In current kernels, semaphores are implemented with highly-optimized, architecture-specific code. There are, in fact, more than twenty independent semaphore implementations in the kernel code base. Matthew's patch rips all of that out and replaces it with a single, generic implementation which works on all architectures. After the patch is applied, a semaphore looks like this:

    struct semaphore {
 spinlock_t  lock;
 int   count;
 struct list_head wait_list;
    };

The implementation follows from this definition in a straightforward way: the spinlock is used to protect manipulations of count, while wait_list is used to put processes to sleep when they must wait for count to increase. The actual code, of course, is somewhat complicated by performance and interrupt-safety considerations, but it remains relatively short and simple.

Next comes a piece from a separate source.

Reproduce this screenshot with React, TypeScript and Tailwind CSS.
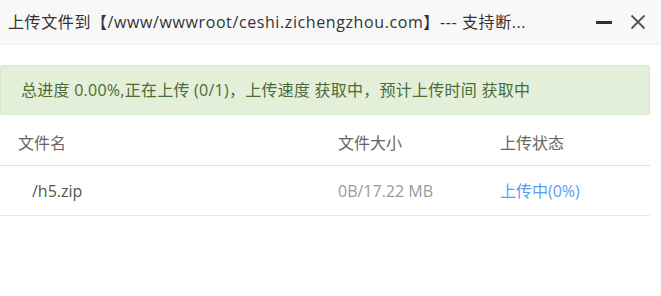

One might ask: why weren't semaphores done this way in the first place? The answer is that, once upon a time (prior to 2.6.16), semaphores were one of the primary mutual exclusion mechanisms in the kernel. The 2.6.16 cycle brought in mutexes from the realtime tree, and most semaphore users were converted over. So semaphores, which were once a performance-critical primitive, are now much less so. As a result, any need there may have been for carefully hand-tuned, architecture-specific code is gone. So the code might as well go too.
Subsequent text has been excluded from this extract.